Edgar Degas (1834-1917) was a French artist famous for his paintings, sculptures, prints and drawings. He is well known for his depiction of Parisian Dancers. But he, together with other well-known impressionists such as Pierre-Auguste Renoir, Edouard Manet, Mary Cassat and Henri de Toulouse-Lautrec, depicted one aspect of modern life in the French capital – high fashion hats and the women who created them. The exhibition at the Legion Museum of Honor features more than 40 impressionist paintings and pastels, as well as a number of the hats from the period of around 1875 to 1914.
I was fascinated not only by incredible artistry of the painters, but also by the history of the millinery trade and by the hats.
In modern times, unless you are the Queen of England or British Aristocracy, women wear beautiful one-of-a-kind hats only on really special occasions. When I checked online for “Hat Stores in San Francisco”, I found quite a few of them. But the question remains, “On what special occasion could women in San Francisco wear a hat? And how about men?” When I was growing up in Riga, my father wore a Fedora hat. He had a few of them. It was common and fashionable for men at that time. A few years ago I bought one for myself. It is a crushable fedora Hat, which I keep in my coat pocket when I travel to New York in the winter.
The fedora hat first appeared in 1882 as a female hat. It was named after the production of the play, “Fedora” by the French author Victorien Sardou. Today, fedora hats are popular again with women, as well as men, who want to look different as well.
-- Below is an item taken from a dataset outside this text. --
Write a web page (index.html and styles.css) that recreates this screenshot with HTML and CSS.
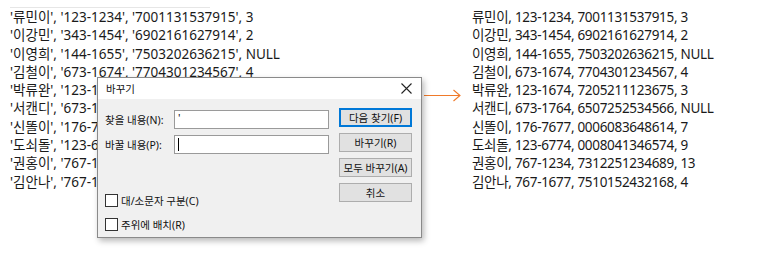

To answer my own question, I decided to count how many hats I have. Turns out that besides my crushable fedora, I have six baseball caps, which I wear regularly to protect my head from cold weather plus two hats named “Hooligan” Driving Caps. My wife has also quite a few, among them three made of straw. She also has a few nice ones, but rarely wears them. After all, fashion trends change rapidly. But if you want to experience the forgotten era and see some beautiful art, you still have time. The exhibit is open till September 24, 2017.